- _WHAT YOU ARE ASKED TO DO_
Extract the whole listing as it stands. Do not include the pictures.

- _AVAILABLE DATA_
— start —

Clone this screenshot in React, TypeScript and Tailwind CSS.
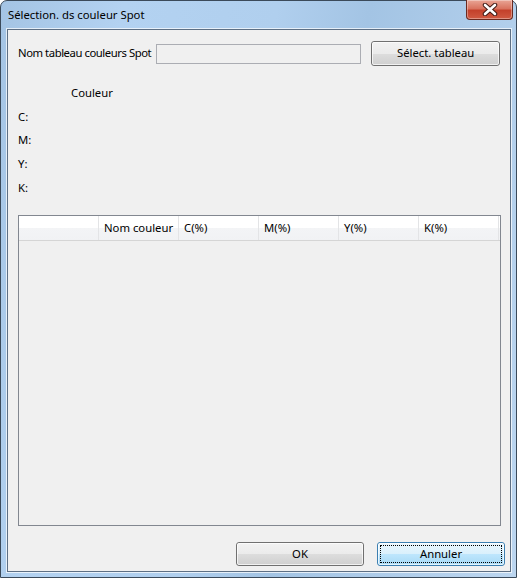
import React from "react";

const font = { fontFamily: '"Noto Sans", "Open Sans", sans-serif' };

function CloseButton() {
  return (
    <div className="-mr-[2px] -mt-px flex h-[20px] w-[47px] items-center justify-center rounded-b-[4px] border border-t-0 border-[#6b2a20] bg-[linear-gradient(to_bottom,#e9a595_0%,#d9735f_45%,#c4412b_55%,#d05a42_100%)] shadow-[inset_0_0_0_1px_rgba(255,255,255,0.35)]">
      <svg width="16" height="13" viewBox="0 0 16 13">
        <path d="M3 2 L13 11 M13 2 L3 11" stroke="#3d1712" strokeWidth="4.5" strokeLinecap="round" />
        <path d="M3 2 L13 11 M13 2 L3 11" stroke="#ffffff" strokeWidth="2.6" strokeLinecap="round" />
      </svg>
    </div>
  );
}

function Button({ label, focused, className }: { label: string; focused?: boolean; className?: string }) {
  return (
    <div
      className={
        "relative flex items-center justify-center rounded-[3px] border text-[11.3px] text-black " +
        (focused
          ? "border-[#3c7fb1] bg-[linear-gradient(to_bottom,#eaf6fd_0%,#d9f0fc_50%,#bee6fd_51%,#a7d9f5_100%)] "
          : "border-[#707070] bg-[linear-gradient(to_bottom,#f2f2f2_0%,#ebebeb_50%,#dddddd_51%,#cfcfcf_100%)] ") +
        (className ?? "")
      }
    >
      <div className="absolute inset-0 rounded-[2px] border border-white/70" />
      {focused ? <div className="absolute inset-[2px] border border-dotted border-black" /> : null}
      <span className="relative">{label}</span>
    </div>
  );
}

const columns = ["", "Nom couleur", "C(%)", "M(%)", "Y(%)", "K(%)"];

export default function App() {
  return (
    <div
      className="flex h-[578px] w-[517px] flex-col rounded-t-[7px] border border-[#3b4a5a] bg-[linear-gradient(100deg,#a4c4e4_0%,#b3d2f1_20%,#b0cfee_45%,#a3c4e4_60%,#bcd6f0_100%)] pb-[5px] pl-[6px] pr-[5px] text-[#1e1e1e]"
      style={font}
    >
      <div className="flex h-[28px] shrink-0 items-start justify-between">
        <span className="pl-px pt-[6px] text-[11.3px] leading-[16px] text-black">Sélection. ds couleur Spot</span>
        <CloseButton />
      </div>

      <div className="flex flex-1 flex-col border border-[#5d6f84] bg-[#f0f0f0] px-[10px] pt-[11px] shadow-[0_0_0_1px_rgba(255,255,255,0.7)]">
        <div className="flex h-[25px] items-center text-[11.3px]">
          <span className="w-[138px] whitespace-nowrap tracking-[-0.45px] text-black">Nom tableau couleurs Spot</span>
          <div className="h-[20px] w-[206px] border border-[#abadb3] bg-[#f0f0f0]" />
          <Button label="Sélect. tableau" className="ml-[10px] h-[25px] w-[129px]" />
        </div>

        <div className="mt-[15px] flex flex-col text-[11.3px] text-black">
          <div className="flex h-[24px] items-center pl-[53px]">Couleur</div>
          <div className="flex h-[24px] items-center">C:</div>
          <div className="flex h-[23px] items-center">M:</div>
          <div className="flex h-[24px] items-center">Y:</div>
          <div className="flex h-[24px] items-center">K:</div>
        </div>

        <div className="mt-[15px] h-[311px] w-[483px] border border-[#828790] bg-[#f0f0f0]">
          <div className="flex h-[25px] border-b border-[#d5d5d5] bg-[linear-gradient(to_bottom,#ffffff_0%,#ffffff_50%,#f3f4f6_51%,#f1f2f4_100%)]">
            {columns.map((c, i) => (
              <div
                key={i}
                className="flex h-full w-[80px] shrink-0 items-center border-r border-[#e3e4e6] pl-[5px] text-[11.3px] text-black"
              >
                {c}
              </div>
            ))}
          </div>
        </div>

        <div className="-mr-[5px] mt-[16px] flex justify-end gap-[13px]">
          <Button label="OK" className="h-[24px] w-[128px]" />
          <Button label="Annuler" focused className="h-[24px] w-[128px]" />
        </div>
      </div>
    </div>
  );
}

— end —

- _RESPONSE TO THIS TASK_
Clone this screenshot in React, TypeScript and Tailwind CSS.
import React from "react";

const font = { fontFamily: '"Noto Sans", "Open Sans", sans-serif' };

function CloseButton() {
  return (
    <div className="-mr-[2px] -mt-px flex h-[20px] w-[47px] items-center justify-center rounded-b-[4px] border border-t-0 border-[#6b2a20] bg-[linear-gradient(to_bottom,#e9a595_0%,#d9735f_45%,#c4412b_55%,#d05a42_100%)] shadow-[inset_0_0_0_1px_rgba(255,255,255,0.35)]">
      <svg width="16" height="13" viewBox="0 0 16 13">
        <path d="M3 2 L13 11 M13 2 L3 11" stroke="#3d1712" strokeWidth="4.5" strokeLinecap="round" />
        <path d="M3 2 L13 11 M13 2 L3 11" stroke="#ffffff" strokeWidth="2.6" strokeLinecap="round" />
      </svg>
    </div>
  );
}

function Button({ label, focused, className }: { label: string; focused?: boolean; className?: string }) {
  return (
    <div
      className={
        "relative flex items-center justify-center rounded-[3px] border text-[11.3px] text-black " +
        (focused
          ? "border-[#3c7fb1] bg-[linear-gradient(to_bottom,#eaf6fd_0%,#d9f0fc_50%,#bee6fd_51%,#a7d9f5_100%)] "
          : "border-[#707070] bg-[linear-gradient(to_bottom,#f2f2f2_0%,#ebebeb_50%,#dddddd_51%,#cfcfcf_100%)] ") +
        (className ?? "")
      }
    >
      <div className="absolute inset-0 rounded-[2px] border border-white/70" />
      {focused ? <div className="absolute inset-[2px] border border-dotted border-black" /> : null}
      <span className="relative">{label}</span>
    </div>
  );
}

const columns = ["", "Nom couleur", "C(%)", "M(%)", "Y(%)", "K(%)"];

export default function App() {
  return (
    <div
      className="flex h-[578px] w-[517px] flex-col rounded-t-[7px] border border-[#3b4a5a] bg-[linear-gradient(100deg,#a4c4e4_0%,#b3d2f1_20%,#b0cfee_45%,#a3c4e4_60%,#bcd6f0_100%)] pb-[5px] pl-[6px] pr-[5px] text-[#1e1e1e]"
      style={font}
    >
      <div className="flex h-[28px] shrink-0 items-start justify-between">
        <span className="pl-px pt-[6px] text-[11.3px] leading-[16px] text-black">Sélection. ds couleur Spot</span>
        <CloseButton />
      </div>

      <div className="flex flex-1 flex-col border border-[#5d6f84] bg-[#f0f0f0] px-[10px] pt-[11px] shadow-[0_0_0_1px_rgba(255,255,255,0.7)]">
        <div className="flex h-[25px] items-center text-[11.3px]">
          <span className="w-[138px] whitespace-nowrap tracking-[-0.45px] text-black">Nom tableau couleurs Spot</span>
          <div className="h-[20px] w-[206px] border border-[#abadb3] bg-[#f0f0f0]" />
          <Button label="Sélect. tableau" className="ml-[10px] h-[25px] w-[129px]" />
        </div>

        <div className="mt-[15px] flex flex-col text-[11.3px] text-black">
          <div className="flex h-[24px] items-center pl-[53px]">Couleur</div>
          <div className="flex h-[24px] items-center">C:</div>
          <div className="flex h-[23px] items-center">M:</div>
          <div className="flex h-[24px] items-center">Y:</div>
          <div className="flex h-[24px] items-center">K:</div>
        </div>

        <div className="mt-[15px] h-[311px] w-[483px] border border-[#828790] bg-[#f0f0f0]">
          <div className="flex h-[25px] border-b border-[#d5d5d5] bg-[linear-gradient(to_bottom,#ffffff_0%,#ffffff_50%,#f3f4f6_51%,#f1f2f4_100%)]">
            {columns.map((c, i) => (
              <div
                key={i}
                className="flex h-full w-[80px] shrink-0 items-center border-r border-[#e3e4e6] pl-[5px] text-[11.3px] text-black"
              >
                {c}
              </div>
            ))}
          </div>
        </div>

        <div className="-mr-[5px] mt-[16px] flex justify-end gap-[13px]">
          <Button label="OK" className="h-[24px] w-[128px]" />
          <Button label="Annuler" focused className="h-[24px] w-[128px]" />
        </div>
      </div>
    </div>
  );
}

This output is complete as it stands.